Egypt has said alcohol poisoning caused the death in prison of filmmaker Shady Habash, who was detained after he made a music video mocking the president.
Habash, 24, died in Cairo’s Tora prison at the weekend after drinking hand sanitiser he had mistaken for water, according to the public prosecutor.
The sanitiser was given to inmates to reduce the spread Covid-19, he said.
Human rights activists have alleged that Habash’s death was the result of medical negligence.
He had been held without trial since 2018 on charges including “spreading fake news” and “belonging to an illegal organisation”.
Habash was arrested after directing a music video by exiled singer Ramy Essam called Balaha.
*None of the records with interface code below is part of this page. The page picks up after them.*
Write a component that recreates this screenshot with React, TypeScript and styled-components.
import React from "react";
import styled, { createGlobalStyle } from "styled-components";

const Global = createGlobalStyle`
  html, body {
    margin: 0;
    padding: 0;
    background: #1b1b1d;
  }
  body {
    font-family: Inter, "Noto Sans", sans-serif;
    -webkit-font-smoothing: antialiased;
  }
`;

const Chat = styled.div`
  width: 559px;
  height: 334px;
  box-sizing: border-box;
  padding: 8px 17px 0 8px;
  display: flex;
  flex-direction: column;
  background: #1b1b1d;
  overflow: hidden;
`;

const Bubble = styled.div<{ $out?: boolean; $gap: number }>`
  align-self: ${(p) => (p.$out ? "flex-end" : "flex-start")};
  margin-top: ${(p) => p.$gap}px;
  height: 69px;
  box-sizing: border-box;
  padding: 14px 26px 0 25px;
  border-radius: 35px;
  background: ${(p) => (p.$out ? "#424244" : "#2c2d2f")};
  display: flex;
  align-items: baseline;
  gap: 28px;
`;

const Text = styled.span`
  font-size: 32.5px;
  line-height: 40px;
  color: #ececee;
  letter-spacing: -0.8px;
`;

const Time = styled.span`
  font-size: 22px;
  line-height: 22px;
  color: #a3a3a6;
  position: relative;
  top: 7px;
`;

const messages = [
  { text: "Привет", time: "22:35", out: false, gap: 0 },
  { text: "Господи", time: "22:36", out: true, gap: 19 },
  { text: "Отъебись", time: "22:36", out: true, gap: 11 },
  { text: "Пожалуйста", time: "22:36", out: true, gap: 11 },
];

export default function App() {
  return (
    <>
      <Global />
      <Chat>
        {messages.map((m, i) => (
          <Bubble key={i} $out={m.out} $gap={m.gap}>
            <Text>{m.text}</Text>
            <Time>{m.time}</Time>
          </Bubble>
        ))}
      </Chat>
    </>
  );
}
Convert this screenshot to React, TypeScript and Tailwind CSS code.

The slang term, which refers to a character in an Egyptian film who is a liar, has been used by critics of President Abdul Fattah al-Sisi to mock him.
Mr Sisi led the military’s overthrow of his democratically elected predecessor, Mohammed Morsi, in 2013. Since then, he has overseen an unprecedented crackdown on dissent, in which tens of thousands of people have reportedly been detained, hundreds have been killed and hundreds more have gone missing.
Habash denied he had anything to do with the music video’s content.
The writer of the song, Galal el-Behairy, was sentenced to three years in prison by a military court in August 2018. But Habash was not put on trial before he died, despite the two-year limit on pre-trial detention having been exceeded.
In a letter last October, he wrote of his despair at “having been thrown in a room two years ago, being forgotten, without knowing when or how you will get out”.
He added: “Prison does not kill. It is only loneliness that does.”